Only a number is wanted: the count of lines in this listing that contain "index".

Data extract –
------------------------------
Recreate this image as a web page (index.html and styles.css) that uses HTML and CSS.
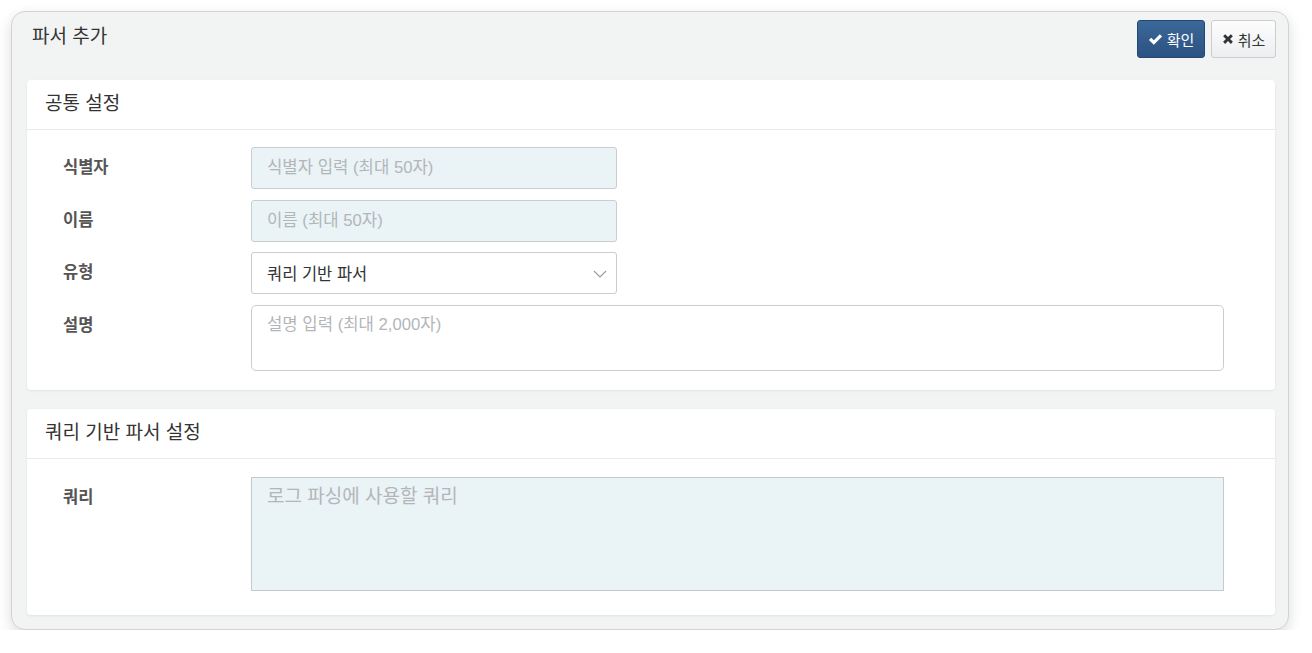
FILE: index.html
```html
<!DOCTYPE html>
<html lang="ko">
<head>
<meta charset="utf-8">
<title>파서 추가</title>
<link rel="stylesheet" href="styles.css">
</head>
<body>
<div class="panel">
  <div class="panel-head">
    <h1 class="title">파서 추가</h1>
    <div class="actions">
      <button class="btn btn-primary" type="button">
        <svg class="ico" viewBox="0 0 16 16" width="15" height="15"><path d="M1 8.4 L3.4 6 L6.2 8.8 L12.6 2.4 L15 4.8 L6.2 13.6 Z" fill="#fff"/></svg>
        <span>확인</span>
      </button>
      <button class="btn btn-default" type="button">
        <svg class="ico" viewBox="0 0 16 16" width="12" height="12"><path d="M1.5 4.2 L4.2 1.5 L8 5.3 L11.8 1.5 L14.5 4.2 L10.7 8 L14.5 11.8 L11.8 14.5 L8 10.7 L4.2 14.5 L1.5 11.8 L5.3 8 Z" fill="#333"/></svg>
        <span>취소</span>
      </button>
    </div>
  </div>

  <section class="card">
    <div class="card-head">공통 설정</div>
    <div class="card-body">
      <div class="row">
        <label class="label">식별자</label>
        <input class="field field-short field-tint" type="text" placeholder="식별자 입력 (최대 50자)">
      </div>
      <div class="row">
        <label class="label">이름</label>
        <input class="field field-short field-tint" type="text" placeholder="이름 (최대 50자)">
      </div>
      <div class="row">
        <label class="label">유형</label>
        <div class="select field-short">
          <span>쿼리 기반 파서</span>
          <svg class="chev" viewBox="0 0 14 8" width="14" height="8"><path d="M1 1 L7 7 L13 1" fill="none" stroke="#999" stroke-width="1.1"/></svg>
        </div>
      </div>
      <div class="row">
        <label class="label">설명</label>
        <textarea class="field area-desc" placeholder="설명 입력 (최대 2,000자)"></textarea>
      </div>
    </div>
  </section>

  <section class="card">
    <div class="card-head">쿼리 기반 파서 설정</div>
    <div class="card-body card-body-2">
      <div class="row">
        <label class="label">쿼리</label>
        <textarea class="field area-query" placeholder="로그 파싱에 사용할 쿼리"></textarea>
      </div>
    </div>
  </section>
</div>
</body>
</html>
```

FILE: styles.css
```css
* { box-sizing: border-box; }
html, body { margin: 0; padding: 0; background: #fff; }
body {
  font-family: "Liberation Sans", "Noto Sans CJK KR", sans-serif;
  color: #333;
  padding: 11px 0 0 11px;
}
.panel {
  width: 1278px;
  height: 619px;
  background: #f2f3f3;
  border: 1px solid #d2d4d4;
  border-radius: 14px;
  box-shadow: 0 5px 14px rgba(0,0,0,0.14);
  padding: 8px 13px 14px 15px;
}
.panel-head {
  display: flex;
  justify-content: space-between;
  align-items: flex-start;
  height: 38px;
  margin: 0 -1px 22px 0;
}
.title {
  margin: 0;
  padding: 4px 0 0 5px;
  font-size: 19px;
  font-weight: normal;
  color: #333;
  line-height: 26px;
}
.actions { display: flex; gap: 6px; }
.btn {
  display: flex;
  align-items: center;
  justify-content: center;
  gap: 4px;
  height: 38px;
  padding: 0;
  font-family: inherit;
  font-size: 15px;
  border-radius: 3px;
  white-space: nowrap;
  cursor: pointer;
}
.btn-primary {
  width: 68px;
  color: #fff;
  background: linear-gradient(#3b6898, #2b5283);
  border: 1px solid #234877;
}
.btn-default {
  width: 65px;
  color: #333;
  background: linear-gradient(#fdfdfd, #eceef0);
  border: 1px solid #cbcdcf;
}
.ico { flex: none; }
.card {
  background: #fff;
  border-radius: 4px;
  box-shadow: 0 1px 3px rgba(0,0,0,0.07);
  margin-bottom: 19px;
}
.card:last-child { margin-bottom: 0; }
.card-head {
  height: 50px;
  border-bottom: 1px solid #e8e9e9;
  padding: 0 18px;
  font-size: 19px;
  line-height: 48px;
  color: #333;
}
.card-body {
  padding: 17px 51px 19px 36px;
  display: flex;
  flex-direction: column;
  gap: 10.67px;
}
.card-body-2 { padding-top: 18px; padding-bottom: 24px; }
.row { display: flex; align-items: flex-start; }
.label {
  width: 188px;
  flex: none;
  font-size: 16.5px;
  font-weight: bold;
  color: #555;
  line-height: 41px;
}
.field {
  font-family: inherit;
  font-size: 16.7px;
  color: #333;
  border: 1px solid #ccc;
  border-radius: 3px;
  background: #fff;
  padding: 0 15px;
  outline: none;
}
.field::placeholder { color: #b3b6b9; }
.field-short { width: 366px; height: 42px; }
.field-tint { background: #eaf3f6; border-color: #c9cdd0; }
.select {
  display: flex;
  align-items: center;
  justify-content: space-between;
  border: 1px solid #ccc;
  border-radius: 3px;
  background: #fff;
  padding: 0 9px 0 15px;
  font-size: 16.5px;
  color: #333;
}
.chev { margin-top: 1px; }
textarea.field { resize: none; padding-top: 7px; line-height: 24px; }
.area-desc { flex: 1; height: 66px; border-radius: 5px; }
.area-query {
  flex: 1;
  height: 114px;
  border-radius: 0;
  background: #eaf3f5;
  border-color: #c5cacd;
  font-size: 19px;
  padding-top: 4px;
}
```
------------------------------
Task solution – 2